Il fallut donc se résigner à laisser à Guillaume d’Orange l’honneur d’avoir, dans la partie en jeu, gagné la seconde manche, et pris une revanche de Woerden. La portée de cet événement, dans l’état des affaires, dépassait d’ailleurs de beaucoup celle d’une simple blessure d’orgueil, l’humiliation d’un échec passager. C’était, depuis le début de la guerre, la première fois que la Hollande avait pu rendre coup pour coup, infliger un sérieux affront aux armes de la France. Le retentissement fut immense dans les Provinces-Unies ; d’enthousiastes clameurs s’élevèrent d’un bout à l’autre de la République. « La prise de Naerden, écrivait l’intendant Talon à Condé, a fort surexcité les Hollandais ; et les recrues partent de tous côtés grossir l’armée du prince d’Orange[2]. » Le prestige, jusqu’alors intact, du corps d’occupation en reçut une profonde atteinte. On put prévoir dès ce moment la grave résolution qui, moins d’un mois après, allait éclater au grand jour.


IV

Les derniers jours d’octobre 1673, le duc de Luxembourg, de retour à Utrecht où il se morfondait d’ennui, reçut un court billet de la main de Louvois, expédié par courrier spécial, avec des allures de mystère : « Je vous écrit ce mot, lui disait le ministre, pour vous donner part de la résolution que le Roi a prise d’abandonner tout le plus tôt qu’il se pourra toutes les places conquises, à la réserve de Wesel, Rheinberg, Nimègue, etc.
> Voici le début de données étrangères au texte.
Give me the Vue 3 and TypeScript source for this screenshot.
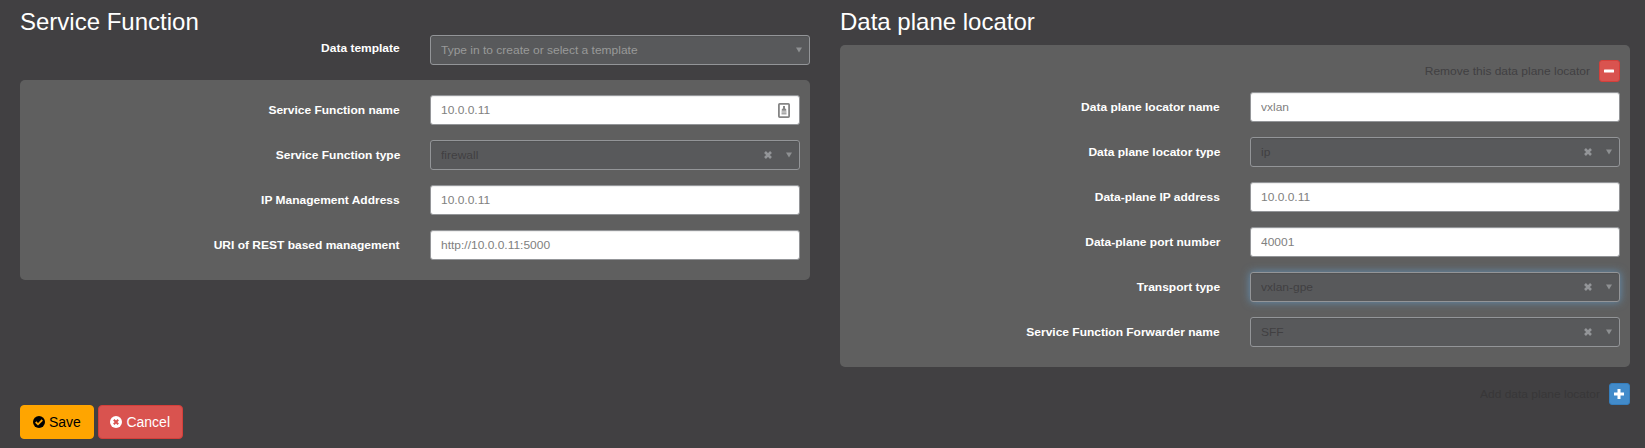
<script setup lang="ts">
import { ref } from 'vue'

type Kind = 'text' | 'select'

interface Field {
  label: string
  value: string
  kind: Kind
  focused?: boolean
  contact?: boolean
}

const functionFields = ref<Field[]>([
  { label: 'Service Function name', value: '10.0.0.11', kind: 'text', contact: true },
  { label: 'Service Function type', value: 'firewall', kind: 'select' },
  { label: 'IP Management Address', value: '10.0.0.11', kind: 'text' },
  { label: 'URI of REST based management', value: 'http://10.0.0.11:5000', kind: 'text' },
])

const locatorFields = ref<Field[]>([
  { label: 'Data plane locator name', value: 'vxlan', kind: 'text' },
  { label: 'Data plane locator type', value: 'ip', kind: 'select' },
  { label: 'Data-plane IP address', value: '10.0.0.11', kind: 'text' },
  { label: 'Data-plane port number', value: '40001', kind: 'text' },
  { label: 'Transport type', value: 'vxlan-gpe', kind: 'select', focused: true },
  { label: 'Service Function Forwarder name', value: 'SFF', kind: 'select' },
])
</script>

<template>
  <main class="page">
    <div class="columns">
      <section class="column">
        <h1>Service Function</h1>
        <div class="row template-row">
          <label><span>Data template</span></label>
          <div class="control select placeholder">
            <span class="value">Type in to create or select a template</span>
            <svg class="arrow" viewBox="0 0 6 5"><path d="M0 0h6L3 5z" /></svg>
          </div>
        </div>
        <div class="panel">
          <div v-for="f in functionFields" :key="f.label" class="row">
            <label><span>{{ f.label }}</span></label>
            <div class="control" :class="[f.kind, { focused: f.focused }]">
              <span class="value">{{ f.value }}</span>
              <svg v-if="f.contact" class="contact" viewBox="0 0 12 15">
                <rect x="0.9" y="0.9" width="10.2" height="13.2" rx="0.8" fill="#fff" stroke="#858585" stroke-width="1.8" />
                <path d="M5 3h2v2.200l1.300 1.200v1.400H3.700V6.400L5 5.200z" fill="#858585" />
                <path d="M3.500 9h5M3.500 10.800h5" stroke="#a8a8a8" stroke-width="1.400" />
              </svg>
              <template v-if="f.kind === 'select'">
                <svg class="clear" viewBox="0 0 8 8"><path d="M1 1l6 6M7 1L1 7" /></svg>
                <svg class="arrow" viewBox="0 0 6 5"><path d="M0 0h6L3 5z" /></svg>
              </template>
            </div>
          </div>
        </div>
      </section>

      <section class="column">
        <h1>Data plane locator</h1>
        <div class="panel">
          <div class="action">
            <span>Remove this data plane locator</span>
            <button class="mini remove" aria-label="Remove">
              <svg viewBox="0 0 10 10"><rect x="0" y="3.500" width="10" height="3" rx="0.500" /></svg>
            </button>
          </div>
          <div v-for="f in locatorFields" :key="f.label" class="row">
            <label><span>{{ f.label }}</span></label>
            <div class="control" :class="[f.kind, { focused: f.focused }]">
              <span class="value">{{ f.value }}</span>
              <template v-if="f.kind === 'select'">
                <svg class="clear" viewBox="0 0 8 8"><path d="M1 1l6 6M7 1L1 7" /></svg>
                <svg class="arrow" viewBox="0 0 6 5"><path d="M0 0h6L3 5z" /></svg>
              </template>
            </div>
          </div>
        </div>
        <div class="action add-action">
          <span>Add data plane locator</span>
          <button class="mini add" aria-label="Add">
            <svg viewBox="0 0 10 10"><path d="M3.500 0h3v3.500H10v3H6.500V10h-3V6.500H0v-3h3.500z" /></svg>
          </button>
        </div>
      </section>
    </div>

    <footer class="buttons">
      <button class="btn save">
        <svg viewBox="0 0 12 12">
          <circle cx="6" cy="6" r="6" fill="#000" />
          <path d="M2.700 6l2.300 2.300L9.300 4" fill="none" stroke="#ffa500" stroke-width="1.800" />
        </svg>
        <span>Save</span>
      </button>
      <button class="btn cancel">
        <svg viewBox="0 0 12 12">
          <circle cx="6" cy="6" r="6" fill="#fff" />
          <path d="M3.800 3.800l4.400 4.400M8.200 3.800L3.800 8.200" fill="none" stroke="#d9534f" stroke-width="2" />
        </svg>
        <span>Cancel</span>
      </button>
    </footer>
  </main>
</template>

<style>
body {
  margin: 0;
  background: #414042;
}
</style>

<style scoped>
.page {
  box-sizing: border-box;
  width: 1645px;
  height: 448px;
  padding: 0 15px 9px 20px;
  display: flex;
  flex-direction: column;
  justify-content: space-between;
  overflow: hidden;
  background: #414042;
  color: #414042;
  font: 11.4px/18px "Liberation Sans", Arial, sans-serif;
}
.columns {
  display: grid;
  grid-template-columns: 790px 790px;
  column-gap: 30px;
}
h1 {
  margin: 0;
  height: 45px;
  line-height: 43px;
  font-size: 24px;
  font-weight: 400;
  color: #fff;
}
.panel {
  box-sizing: border-box;
  padding: 15px 10px 5px;
  border-radius: 5px;
  background: #5f5f5f;
}
.row {
  display: grid;
  grid-template-columns: 370px 370px;
  column-gap: 30px;
  height: 30px;
  margin-bottom: 15px;
}
.template-row {
  grid-template-columns: 380px 380px;
  margin-top: -10px;
}
.template-row label {
  line-height: 26px;
}
label {
  text-align: right;
  font-weight: 700;
  line-height: 30px;
  color: #fff;
}
label span,
.action span {
  display: inline-block;
  transform: scaleX(1.0526);
  transform-origin: right center;
}
.control {
  box-sizing: border-box;
  height: 30px;
  display: flex;
  align-items: center;
  padding: 0 7px 0 10px;
  border: 1px solid #939598;
  border-radius: 3px;
  background: #fff;
  color: #808080;
  box-shadow: inset 0 1px 1px rgba(0, 0, 0, 0.075);
}
.value {
  margin-right: auto;
  transform: scaleX(1.0526);
  transform-origin: left center;
}
.select {
  background: #58595b;
  color: #414042;
}
.placeholder {
  color: #999;
}
.focused {
  box-shadow: inset 0 1px 1px rgba(0, 0, 0, 0.075), 0 0 8px rgba(102, 175, 233, 0.6);
}
.arrow {
  width: 6px;
  height: 6px;
  fill: #8e9092;
}
.clear {
  width: 8px;
  height: 8px;
  margin-right: 14px;
  fill: none;
  stroke: #939598;
  stroke-width: 2.6;
}
.contact {
  width: 12px;
  height: 15px;
  margin: 0 2px 0 0;
}
.action {
  display: flex;
  justify-content: flex-end;
  align-items: center;
  gap: 9px;
  height: 22px;
  margin-bottom: 10px;
}
.add-action {
  margin: 16px 0 0;
  color: #383738;
}
.mini {
  box-sizing: border-box;
  width: 21px;
  height: 22px;
  display: flex;
  align-items: center;
  justify-content: center;
  padding: 0 1px 1px 0;
  border: 1px solid;
  border-radius: 3px;
}
.mini svg {
  width: 10px;
  height: 10px;
  fill: #fff;
}
.remove,
.cancel {
  background: #d9534f;
  border-color: #d43f3a;
  color: #fff;
}
.add {
  background: #428bca;
  border-color: #357ebd;
}
.buttons {
  display: flex;
  gap: 4px;
}
.btn {
  box-sizing: border-box;
  height: 34px;
  display: flex;
  align-items: center;
  gap: 4px;
  padding: 0 12px;
  border-width: 1px;
  border-style: solid;
  border-radius: 4px;
  font: 14px/20px "Liberation Sans", Arial, sans-serif;
}
.btn svg {
  width: 12px;
  height: 12px;
}
.save {
  background: #ffa500;
  border-color: #ffa500;
  color: #000;
}
.btn.cancel {
  padding-left: 11.5px;
  padding-right: 11.5px;
}
</style>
Je vous dirai seulement ici que, pendant que le prince d’Orange s’amuse à crotter ses bottes en Flandre, vous pouvez abandonner Crèvecœur et Woerden, bouleversant autant que vous le pourrez les fortifications de ces places, et faisant piller Woerden, s’il ne se rachète d’une somme d’argent considérable, et mettre le feu et détruire complètement toutes les habitations de Crèvecœur. «  Cette résolution grave datait de quelques heures à peine ; la veille seulement le Roi l’avait soumise à son Conseil. Mais, pour

  1. Novembre 1673. — Archives de Chantilly.
  2. Septembre 1673. — Archives de Chantilly.